Furthermore, the value of the victim's in-court identification was enhanced by the trial court's erroneous instruction that the victim made an out-of-court identification of defendant. During the identification jury instruction, the court advised that the State presented the victim as a witness and he identified defendant in court as the person who committed the crime. The court went on to instruct that "[t]he State also presented the testimony that on a prior occasion before this trial [the victim] identified the defendant and aided in the preparation of a composite drawing." Where, as here, the defense was misidentification, the erroneous instruction on that material issue is presumed to be reversible error. State v. Marshall, 173 N.J. 343, 359 (2002).
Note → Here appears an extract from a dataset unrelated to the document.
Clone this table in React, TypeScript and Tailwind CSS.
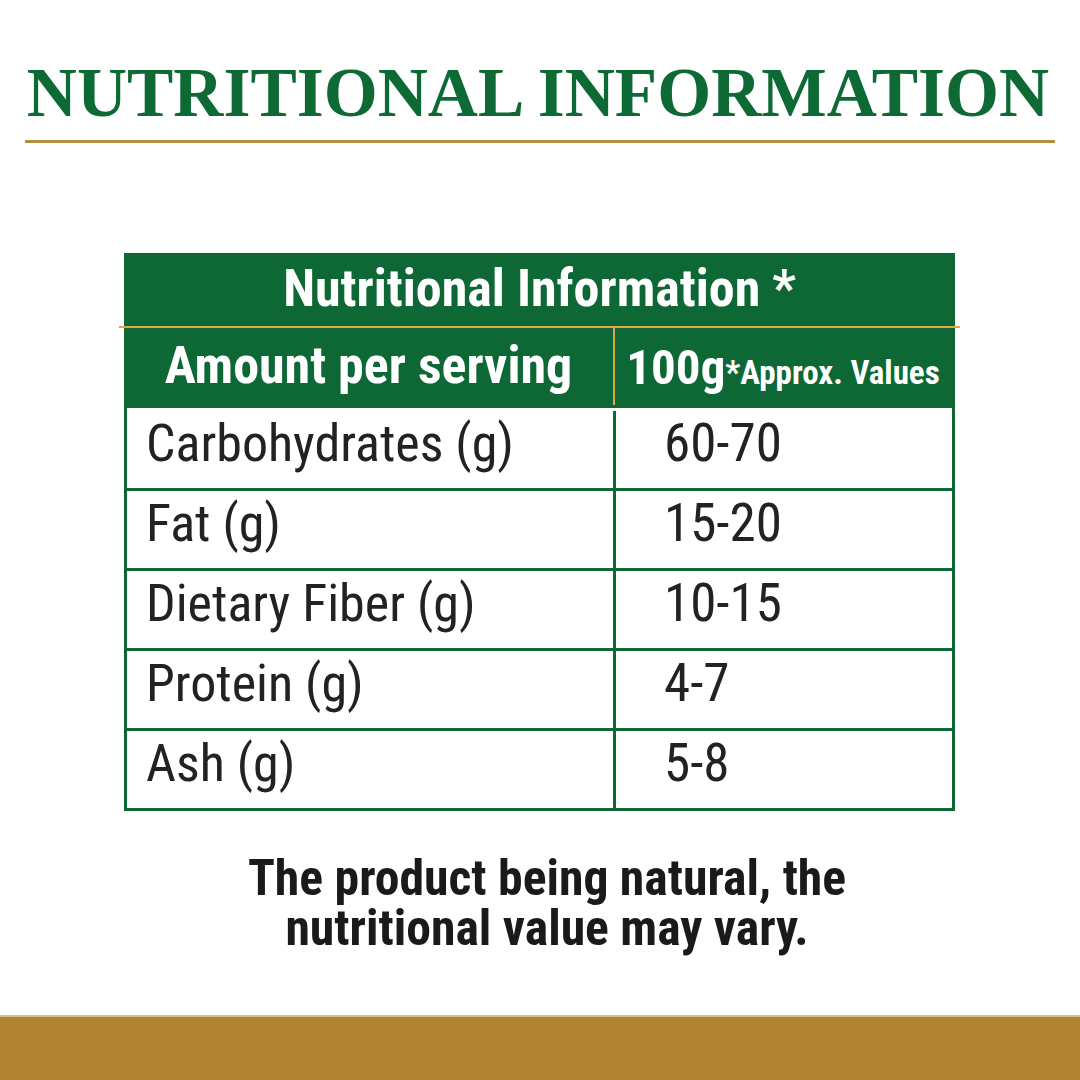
const rows: [string, string][] = [
  ['Carbohydrates (g)', '60-70'],
  ['Fat (g)', '15-20'],
  ['Dietary Fiber (g)', '10-15'],
  ['Protein (g)', '4-7'],
  ['Ash (g)', '5-8'],
];

export default function App() {
  return (
    <div className="w-[1080px] h-[1080px] bg-white flex flex-col font-['Roboto_Condensed',Roboto,sans-serif]">
      <div className="pt-[55px] flex justify-center pr-[4px]">
        <h1 className="font-['Liberation_Serif',serif] font-bold text-[69.4px] leading-[76px] text-[#0e6a35]">
          NUTRITIONAL INFORMATION
        </h1>
      </div>
      <div className="mt-[9px] mx-[25px] h-[3px] bg-[#b58e3e]" />

      <div className="mt-[110px] ml-[124px] w-[831px] flex flex-col">
        <div className="h-[73px] bg-[#0d6836] flex items-center justify-center pb-[2px]">
          <span className="text-white font-bold text-[52px] leading-none">Nutritional Information *</span>
        </div>
        <div className="-mx-[5px] h-[2px] bg-[#e0a64a]" />
        <div className="h-[80px] bg-[#0d6836] flex">
          <div className="w-[489px] flex items-center justify-center pb-[4px]">
            <span className="text-white font-bold text-[52px] leading-none">Amount per serving</span>
          </div>
          <div className="w-[2px] h-[77px] bg-[#e0a64a]" />
          <div className="flex-1 flex items-center justify-center pb-[2px] pr-[4px]">
            <span className="text-white font-bold leading-none">
              <span className="text-[49px]">100g</span>
              <span className="text-[33px]">*Approx. Values</span>
            </span>
          </div>
        </div>
        <div className="border-x-[3px] border-b-[3px] border-[#0d6836]">
          {rows.map(([k, v], i) => (
            <div key={k} className={`flex h-[80px] ${i > 0 ? 'border-t-[3px] border-[#0d6836]' : 'pt-[3px]'}`}>
              <div className="w-[489px] border-r-[3px] border-[#0d6836] flex items-center pl-[19px] pb-[12px]">
                <span className="text-[52px] leading-none text-[#222222]">{k}</span>
              </div>
              <div className="flex-1 flex items-center pl-[48px] pb-[12px]">
                <span className="text-[53px] leading-none text-[#222222]">{v}</span>
              </div>
            </div>
          ))}
        </div>
      </div>

      <div className="mt-[42px] flex justify-center pl-[14px]">
        <p className="text-center font-bold text-[49.7px] leading-[50px] text-[#1a1a1a]">
          The product being natural, the
          <br />
          nutritional value may vary.
        </p>
      </div>

      <div className="flex-1" />
      <div className="h-[2px] bg-[#d8c08a]" />
      <div className="h-[63px] bg-[#b0842f]" />
    </div>
  );
}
Contrary to the State's argument that the court's comment about the out-of-court identification was "a fleeting mention in the entirety of his charge regarding identification," the judge went on to reference the out-of-court identification six more times in instructing the jury how to evaluate the identifications. We note the State's argument that the instruction was generally accurate because the victim testified that when he viewed the array:
I saw [defendant], that I thought was [defendant] and some of these pictures look incredibly similar to one another. And I kept staring at these two and it was, I could take a guess I could say it's that one, and I have a [fifty] percent chance of being correct. And I kept looking at the two. And then I just bailed. I said I can't say one hundred percent of the time that's him because they look - what if I pick the wrong one and that guy gets in trouble? So I chose instead of guessing at a 50/50 chance of being right I just said no, I can't say [one hundred] percent of the time. And they look close to together. The one I was leaning to was [defendant] . . . .The emphasis by the court on the out-of-court identification, however, could very well have swayed the jury to think that that non-identification was actually an out-of-court identification that they should consider.
Without the statements, the paucity of clear evidence of defendant's guilt leads us to conclude that the failure to give the Hampton-Kociolek charge also warrants reversal. This is one of those "rare cases" where the failure to give both of those charges, in combination with the erroneous identification charge and the admission of the hearsay information that either impliedly or directly suggested that non-testifying witnesses implicated defendant in the crime, constrain us to reverse defendant's convictions.
IV.
In light of our decision, we need not consider defendant's Point IV sentencing arguments.
Reversed and remanded. We do not retain jurisdiction. I hereby certify that the foregoing is a true copy of the original on file in my office.